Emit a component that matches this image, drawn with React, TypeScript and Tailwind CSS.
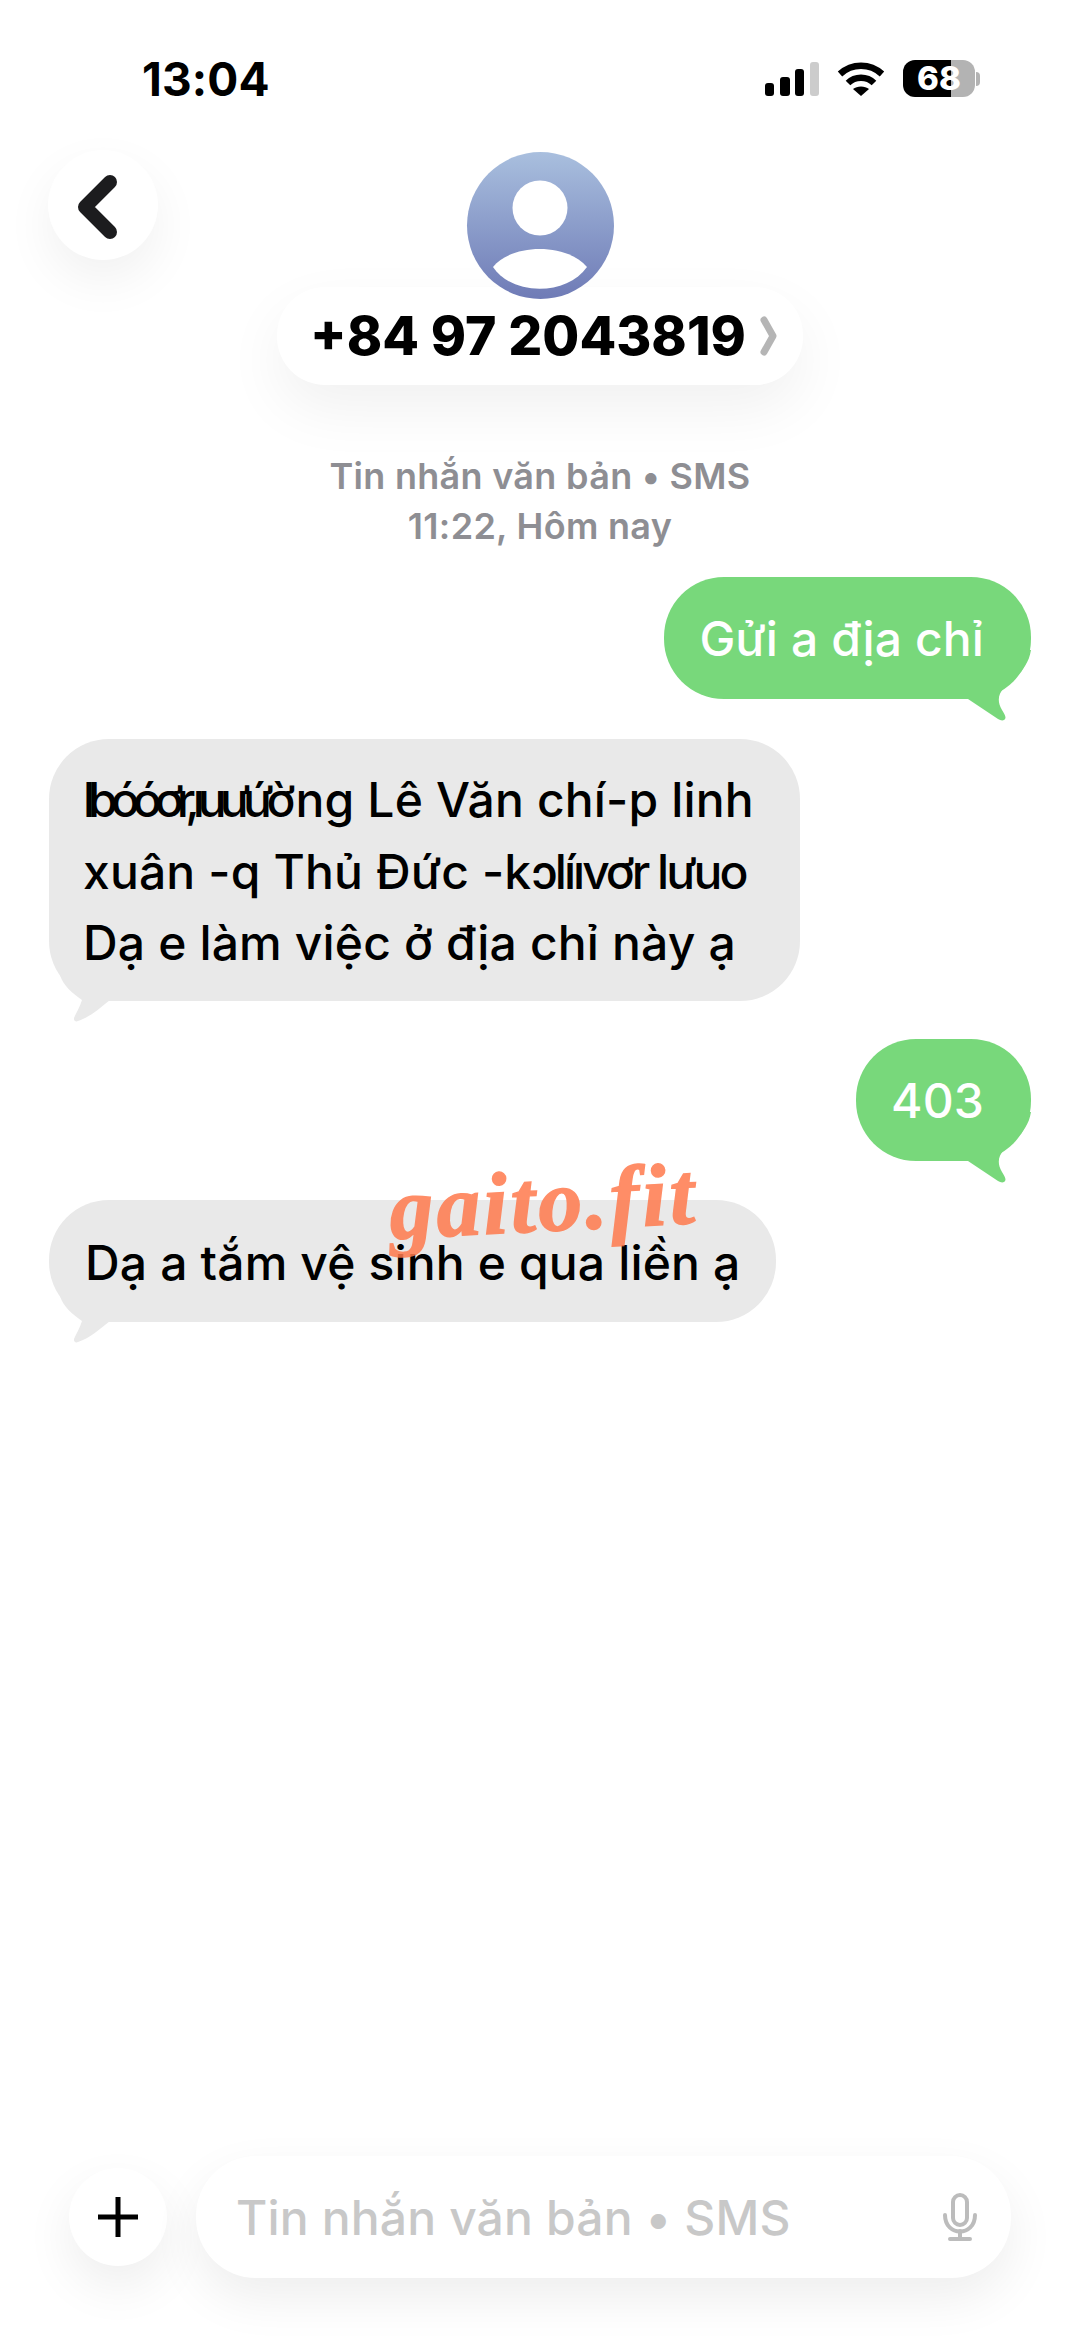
function SignalIcon() {
  return (
    <svg width="54" height="34" viewBox="0 0 54 34">
      <rect x="0" y="21" width="9" height="13" rx="3" fill="#000" />
      <rect x="15" y="15" width="10" height="19" rx="3" fill="#000" />
      <rect x="30" y="7" width="9" height="27" rx="3" fill="#000" />
      <rect x="45" y="0" width="9" height="34" rx="3" fill="#cccccc" />
    </svg>
  );
}

function WifiIcon() {
  return (
    <svg width="48" height="34" viewBox="0 0 48 34" fill="none">
      <path d="M3 12C15 1 33 1 45 12" stroke="#000" strokeWidth="6.5" />
      <path d="M11 21C18 14 30 14 37 21" stroke="#000" strokeWidth="6.5" />
      <path d="M16 27C20 23.5 28 23.5 32 27L24 34Z" fill="#000" />
    </svg>
  );
}

function BatteryIcon() {
  return (
    <div className="flex items-center gap-[1px]">
      <div className="flex h-[37px] w-[72px] items-center justify-center rounded-[12px] bg-[linear-gradient(90deg,#000_66%,#b3b3b3_66%)]">
        <span className="text-[33px] leading-none font-extrabold text-white">68</span>
      </div>
      <div className="h-[14px] w-[4px] rounded-r-full bg-[#b3b3b3]" />
    </div>
  );
}

function GrayTail() {
  return (
    <svg
      className="absolute -bottom-[24px] left-[11px]"
      width="60"
      height="50"
      viewBox="0 0 60 50"
    >
      <path
        d="M0 0C3 10 12 18 22 25C20 32 16 38 14 43C13.5 46 16 47 18 46C30 42 40 33 50 25L50 0Z"
        fill="#e9e9e9"
      />
    </svg>
  );
}

function GreenTail() {
  return (
    <svg
      className="absolute -right-[4px] -bottom-[26px]"
      width="75"
      height="75"
      viewBox="0 0 75 75"
    >
      <path
        d="M0 0L71 0C68 20 52 30 44 38C38 44 37 52 42 60C45 65 47 68 44 70C42 71 40 70 38 69L8 49L0 49Z"
        fill="#78d87b"
      />
    </svg>
  );
}

function Sent({ text }: { text: string }) {
  return (
    <div className="flex justify-end pr-[49px]">
      <div className="relative rounded-[60px] bg-[#78d87b] pt-[26px] pr-[47px] pb-[25px] pl-[35px] tracking-[0.1px] text-white">
        <span className="relative z-10">{text}</span>
        <GreenTail />
      </div>
    </div>
  );
}

export default function App() {
  return (
    <div className="flex h-[2347px] w-[1080px] flex-col overflow-hidden bg-white font-['Inter','Noto_Sans',sans-serif] text-[48px] leading-[71px] font-medium tracking-[0.15px] text-black">
      <div className="flex h-[150px] items-start justify-between pt-[60px] pr-[100px] pl-[142px]">
        <span className="text-[46px] leading-[38px] font-bold">13:04</span>
        <div className="flex items-center gap-[18px]">
          <SignalIcon />
          <WifiIcon />
          <BatteryIcon />
        </div>
      </div>

      <div className="grid grid-cols-[1fr_auto_1fr] px-[48px]">
        <div className="flex h-[110px] w-[110px] items-center justify-center rounded-full bg-white shadow-[0_20px_50px_rgba(0,0,0,0.06)]">
          <svg width="110" height="110" viewBox="0 0 110 110" fill="none">
            <path
              d="M62 32L37 57L62 82"
              stroke="#1c1c1e"
              strokeWidth="14"
              strokeLinecap="round"
              strokeLinejoin="round"
            />
          </svg>
        </div>
        <div className="flex flex-col items-center pt-[2px]">
          <div className="relative z-10 h-[147px] w-[147px] rounded-full bg-linear-to-b from-[#a9bfde] to-[#6f7bb6]">
            <svg width="147" height="147" viewBox="0 0 147 147">
              <circle cx="73" cy="56" r="27.5" fill="#fff" />
              <path d="M26 115C45 91 100 91 120 115C100 144 45 144 26 115Z" fill="#fff" />
            </svg>
          </div>
          <div className="-mt-[12px] flex h-[98px] w-[526px] items-center gap-[14px] rounded-[48px] bg-white pl-[33px] shadow-[0_24px_60px_rgba(0,0,0,0.06)]">
            <span className="text-[53.5px] leading-none font-extrabold tracking-normal whitespace-nowrap">
              +84 97 2043819
            </span>
            <svg width="18" height="40" viewBox="0 0 18 40" fill="none">
              <path
                d="M4 4L13 20L4 36"
                stroke="#b5b5b5"
                strokeWidth="7"
                strokeLinecap="round"
                strokeLinejoin="round"
              />
            </svg>
          </div>
        </div>
        <div />
      </div>

      <div className="mt-[66px] text-center text-[36px] leading-[50px] font-semibold tracking-[0.3px] text-[#8e8e93]">
        <p>Tin nhắn văn bản • SMS</p>
        <p>11:22, Hôm nay</p>
      </div>

      <div className="mt-[26px] flex flex-col">
        <Sent text="Gửi a địa chỉ" />

        <div className="mt-[40px] flex pl-[49px]">
          <div className="relative w-[751px] rounded-[60px] bg-[#e9e9e9] pt-[25px] pb-[22px] pl-[34px]">
            <p className="relative z-10 leading-[71.5px] whitespace-nowrap">
              <span className="tracking-[-7px]">lbóóơr,ıuưứ</span>
              <span>ờng Lê Văn chí-p linh</span>
              <br />
              xuân -q Thủ Đức -k<span className="tracking-[-3px]">ɔlíıvơr lưuo</span>
              <br />
              Dạ e làm việc ở địa chỉ này ạ
            </p>
            <GrayTail />
          </div>
        </div>

        <div className="mt-[38px]">
          <Sent text="403" />
        </div>

        <div className="mt-[39px] flex pl-[49px]">
          <div className="relative rounded-[60px] bg-[#e9e9e9] pt-[27px] pr-[36px] pb-[24px] pl-[36px]">
            <p className="relative z-10 whitespace-nowrap">Dạ a tắm vệ sinh e qua liền ạ</p>
            <GrayTail />
            <span className="absolute -top-[58px] left-[340px] z-20 -rotate-3 font-['Liberation_Serif',serif] text-[88px] leading-[120px] font-bold tracking-[3px] whitespace-nowrap text-[#ff7a4d] italic opacity-85 [-webkit-text-stroke:1.5px_#ff7a4d]">
              gaito.fit
            </span>
          </div>
        </div>
      </div>

      <div className="mt-auto flex items-center gap-[29px] pr-[69px] pb-[69px] pl-[69px]">
        <div className="flex h-[98px] w-[98px] items-center justify-center rounded-full bg-white shadow-[0_20px_50px_rgba(0,0,0,0.07)]">
          <svg width="40" height="40" viewBox="0 0 40 40">
            <path d="M20 0V40M0 20H40" stroke="#000" strokeWidth="5" strokeLinecap="round" />
          </svg>
        </div>
        <div className="flex h-[122px] flex-1 items-center justify-between rounded-[60px] bg-white pr-[34px] pl-[40px] text-[#c8c8c8] shadow-[0_20px_50px_rgba(0,0,0,0.07)]">
          <span>Tin nhắn văn bản • SMS</span>
          <svg width="34" height="48" viewBox="0 0 34 48" fill="none" stroke="#bcbcbc">
            <rect x="10" y="2" width="14" height="30" rx="7" strokeWidth="4" />
            <path d="M2 22C2 44 32 44 32 22" strokeWidth="4" strokeLinecap="round" />
            <path d="M17 38V45M7 46H27" strokeWidth="4" strokeLinecap="round" />
          </svg>
        </div>
      </div>
    </div>
  );
}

* * * * *

• [THE PROBLEM]: Your copy of the data above should match it exactly, except that pictures are left out.

• [CORRECT OUTPUT]:
Emit a component that matches this image, drawn with React, TypeScript and Tailwind CSS.
function SignalIcon() {
  return (
    <svg width="54" height="34" viewBox="0 0 54 34">
      <rect x="0" y="21" width="9" height="13" rx="3" fill="#000" />
      <rect x="15" y="15" width="10" height="19" rx="3" fill="#000" />
      <rect x="30" y="7" width="9" height="27" rx="3" fill="#000" />
      <rect x="45" y="0" width="9" height="34" rx="3" fill="#cccccc" />
    </svg>
  );
}

function WifiIcon() {
  return (
    <svg width="48" height="34" viewBox="0 0 48 34" fill="none">
      <path d="M3 12C15 1 33 1 45 12" stroke="#000" strokeWidth="6.5" />
      <path d="M11 21C18 14 30 14 37 21" stroke="#000" strokeWidth="6.5" />
      <path d="M16 27C20 23.5 28 23.5 32 27L24 34Z" fill="#000" />
    </svg>
  );
}

function BatteryIcon() {
  return (
    <div className="flex items-center gap-[1px]">
      <div className="flex h-[37px] w-[72px] items-center justify-center rounded-[12px] bg-[linear-gradient(90deg,#000_66%,#b3b3b3_66%)]">
        <span className="text-[33px] leading-none font-extrabold text-white">68</span>
      </div>
      <div className="h-[14px] w-[4px] rounded-r-full bg-[#b3b3b3]" />
    </div>
  );
}

function GrayTail() {
  return (
    <svg
      className="absolute -bottom-[24px] left-[11px]"
      width="60"
      height="50"
      viewBox="0 0 60 50"
    >
      <path
        d="M0 0C3 10 12 18 22 25C20 32 16 38 14 43C13.5 46 16 47 18 46C30 42 40 33 50 25L50 0Z"
        fill="#e9e9e9"
      />
    </svg>
  );
}

function GreenTail() {
  return (
    <svg
      className="absolute -right-[4px] -bottom-[26px]"
      width="75"
      height="75"
      viewBox="0 0 75 75"
    >
      <path
        d="M0 0L71 0C68 20 52 30 44 38C38 44 37 52 42 60C45 65 47 68 44 70C42 71 40 70 38 69L8 49L0 49Z"
        fill="#78d87b"
      />
    </svg>
  );
}

function Sent({ text }: { text: string }) {
  return (
    <div className="flex justify-end pr-[49px]">
      <div className="relative rounded-[60px] bg-[#78d87b] pt-[26px] pr-[47px] pb-[25px] pl-[35px] tracking-[0.1px] text-white">
        <span className="relative z-10">{text}</span>
        <GreenTail />
      </div>
    </div>
  );
}

export default function App() {
  return (
    <div className="flex h-[2347px] w-[1080px] flex-col overflow-hidden bg-white font-['Inter','Noto_Sans',sans-serif] text-[48px] leading-[71px] font-medium tracking-[0.15px] text-black">
      <div className="flex h-[150px] items-start justify-between pt-[60px] pr-[100px] pl-[142px]">
        <span className="text-[46px] leading-[38px] font-bold">13:04</span>
        <div className="flex items-center gap-[18px]">
          <SignalIcon />
          <WifiIcon />
          <BatteryIcon />
        </div>
      </div>

      <div className="grid grid-cols-[1fr_auto_1fr] px-[48px]">
        <div className="flex h-[110px] w-[110px] items-center justify-center rounded-full bg-white shadow-[0_20px_50px_rgba(0,0,0,0.06)]">
          <svg width="110" height="110" viewBox="0 0 110 110" fill="none">
            <path
              d="M62 32L37 57L62 82"
              stroke="#1c1c1e"
              strokeWidth="14"
              strokeLinecap="round"
              strokeLinejoin="round"
            />
          </svg>
        </div>
        <div className="flex flex-col items-center pt-[2px]">
          <div className="relative z-10 h-[147px] w-[147px] rounded-full bg-linear-to-b from-[#a9bfde] to-[#6f7bb6]">
            <svg width="147" height="147" viewBox="0 0 147 147">
              <circle cx="73" cy="56" r="27.5" fill="#fff" />
              <path d="M26 115C45 91 100 91 120 115C100 144 45 144 26 115Z" fill="#fff" />
            </svg>
          </div>
          <div className="-mt-[12px] flex h-[98px] w-[526px] items-center gap-[14px] rounded-[48px] bg-white pl-[33px] shadow-[0_24px_60px_rgba(0,0,0,0.06)]">
            <span className="text-[53.5px] leading-none font-extrabold tracking-normal whitespace-nowrap">
              +84 97 2043819
            </span>
            <svg width="18" height="40" viewBox="0 0 18 40" fill="none">
              <path
                d="M4 4L13 20L4 36"
                stroke="#b5b5b5"
                strokeWidth="7"
                strokeLinecap="round"
                strokeLinejoin="round"
              />
            </svg>
          </div>
        </div>
        <div />
      </div>

      <div className="mt-[66px] text-center text-[36px] leading-[50px] font-semibold tracking-[0.3px] text-[#8e8e93]">
        <p>Tin nhắn văn bản • SMS</p>
        <p>11:22, Hôm nay</p>
      </div>

      <div className="mt-[26px] flex flex-col">
        <Sent text="Gửi a địa chỉ" />

        <div className="mt-[40px] flex pl-[49px]">
          <div className="relative w-[751px] rounded-[60px] bg-[#e9e9e9] pt-[25px] pb-[22px] pl-[34px]">
            <p className="relative z-10 leading-[71.5px] whitespace-nowrap">
              <span className="tracking-[-7px]">lbóóơr,ıuưứ</span>
              <span>ờng Lê Văn chí-p linh</span>
              <br />
              xuân -q Thủ Đức -k<span className="tracking-[-3px]">ɔlíıvơr lưuo</span>
              <br />
              Dạ e làm việc ở địa chỉ này ạ
            </p>
            <GrayTail />
          </div>
        </div>

        <div className="mt-[38px]">
          <Sent text="403" />
        </div>

        <div className="mt-[39px] flex pl-[49px]">
          <div className="relative rounded-[60px] bg-[#e9e9e9] pt-[27px] pr-[36px] pb-[24px] pl-[36px]">
            <p className="relative z-10 whitespace-nowrap">Dạ a tắm vệ sinh e qua liền ạ</p>
            <GrayTail />
            <span className="absolute -top-[58px] left-[340px] z-20 -rotate-3 font-['Liberation_Serif',serif] text-[88px] leading-[120px] font-bold tracking-[3px] whitespace-nowrap text-[#ff7a4d] italic opacity-85 [-webkit-text-stroke:1.5px_#ff7a4d]">
              gaito.fit
            </span>
          </div>
        </div>
      </div>

      <div className="mt-auto flex items-center gap-[29px] pr-[69px] pb-[69px] pl-[69px]">
        <div className="flex h-[98px] w-[98px] items-center justify-center rounded-full bg-white shadow-[0_20px_50px_rgba(0,0,0,0.07)]">
          <svg width="40" height="40" viewBox="0 0 40 40">
            <path d="M20 0V40M0 20H40" stroke="#000" strokeWidth="5" strokeLinecap="round" />
          </svg>
        </div>
        <div className="flex h-[122px] flex-1 items-center justify-between rounded-[60px] bg-white pr-[34px] pl-[40px] text-[#c8c8c8] shadow-[0_20px_50px_rgba(0,0,0,0.07)]">
          <span>Tin nhắn văn bản • SMS</span>
          <svg width="34" height="48" viewBox="0 0 34 48" fill="none" stroke="#bcbcbc">
            <rect x="10" y="2" width="14" height="30" rx="7" strokeWidth="4" />
            <path d="M2 22C2 44 32 44 32 22" strokeWidth="4" strokeLinecap="round" />
            <path d="M17 38V45M7 46H27" strokeWidth="4" strokeLinecap="round" />
          </svg>
        </div>
      </div>
    </div>
  );
}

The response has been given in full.